Star Wars blasts into the Science Museum

Star Wars fighter
The Star wars exhibit at the Science Museum of Minnesota uses artefacts from the Star Wars movies to explain scientific ideas, and the process of making movies.
MPR photo/Euan Kerr

For all the excitement about the Star Wars exhibit, there's a serious reason behind the show.

A few years ago a national study challenged the U.S. public to be better stewards of scientific development. The Science Museum's Mike Day said it was a challenge a consortium of museums from around the country took very seriously.

Mike Day
The Science Museum's Mike Day
MPR photo/Euan Kerr

"And what we wanted to do was create an exhibition that made people think about the future, get engaged in the engineering of that future, and someone at that meeting said, 'We need a starting point, a common starting point, that's really exciting.'" explained Day. "And someone said, 'What we need is Star Wars.'"

And for Star Wars you need Lucas Films. Day says the organization really liked the idea, and it has provided the 80 artifacts which form the backbone of the show.

There are models of the spaceships, costumes, and a lot of robots, including one with golden body-work which attracted the attention of one distinguished visitor.

Anthony Daniels played C3PO, the mildly unctuous and occasionally snarky protocol droid. He is the only actor who appeared in all six Star Wars films. Daniels has a love hate relationship with C3PO, or more accurately the C3PO costume. It never fit right.

Daniels and friend
Actor Anthony Daniels says he enjoyed playing the character of C3PO, but didn't like the pain of wearing the costume. He's glad the films are now being used to encourage interest in science.
MPR photo/Euan Kerr

"So that I would be squeezed and crushed and cut and generally pained. Maybe that's why 3PO is a bit tetchy from time to time," Daniels said. "And he'd certainly get tetchy with actors who forgot their lines and we had to do it again."
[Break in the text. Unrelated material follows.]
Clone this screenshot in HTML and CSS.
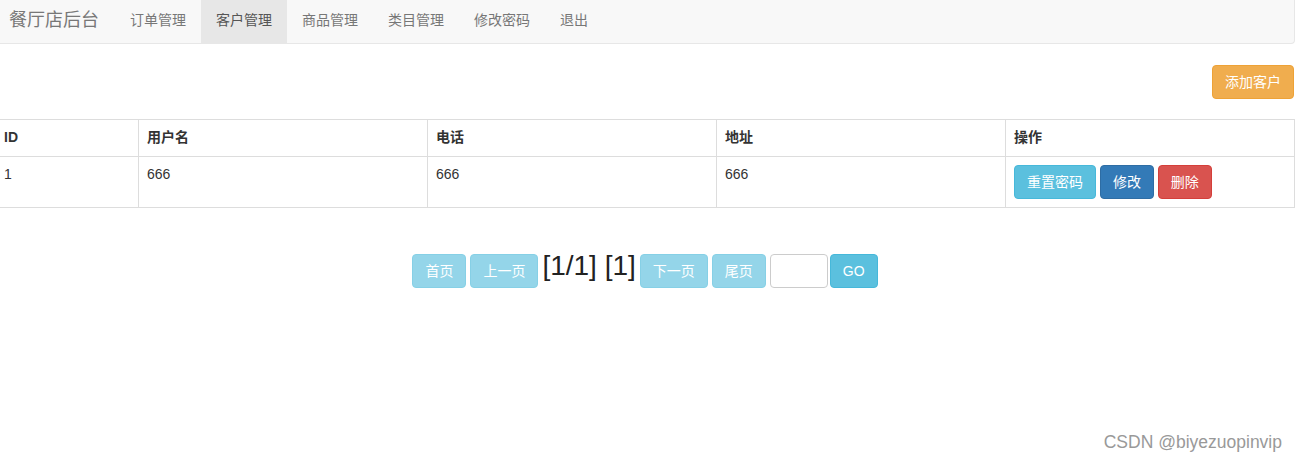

Daniels says at first he wasn't interested in playing a robot. Then he saw an artists drawing of the character, which is included in the exhibition.

"There was something in the face of this one that appealed to me, a slightly, sad, lonely, as though he was coming up to you for warmth, for human contact. That's what I think he's showing me, and I've never said this before, he's looking for human contact. Thank you, I finally get what happened all those years ago," he laughed.

A huge Star Wars banner on the front of the Science Museum building
MPR photo/Euan Kerr

Daniels came on board with the Star Wars exhibit very early. His father was a chemist, and Daniels says he's worried about making sure interest is maintained in the sciences.

"Although I understand we are landing on Mars very soon, there are a lot of more basic needs here on Earth," he said. "And that includes people to be scientists, people to go to school to be scientists."

The Star Wars exhibit examines two areas essential to the films' storylines: transportation and robotics.

Daniels says he enjoys the hands-on opportunities in the show, including the chance to build levitating cars using magnets.

The original lightsabre used by Obi-Wan Kenobe is on display at the Star Wars exhibit.
MPR photo/Euan Kerr

While the Landspeeder craft from the first Star Wars film stands nearby for inspiration, it doesn't seem to be helping Anthony Daniels.

"The thing is, I see 10-year-old, six-year-old children doing this any old how, because they know what they are doing. Me, clearly not. So We'll leave that one, thank you," he said quickly walking on.

You can also try your hand at operating a pair of robotic legs. Anthony Daniels may have played a robot in the movies, but it's not helping him right now.

"There goes the right leg," he said as the pneumatics pump and hiss. "The object is to get the legs to walk forward. Look at this! This is a first on radio!" he said.

Robot legs
Visitors to the Star wars exhibit can try to make a pair of robot legs walk. It's harder than it looks, and is better with two people at the controls.
MPR photo/Euan Kerr

And then the leg jams. Daniels explains it's better to have one person on each leg, and this is really an exercise in teamwork.

He's clearly having fun, and he hopes other people will too, while perhaps learning a little about the realities behind the Star Wars fantasy.

"The designers can make up anything, because nowadays you can certainly do it on the computer. But here you can do it in real life," Daniels said.

The Star Wars show will be open 15 hours a day for the next 10 weeks. Science museum staff advise booking online as they expect the box office will be very crowded.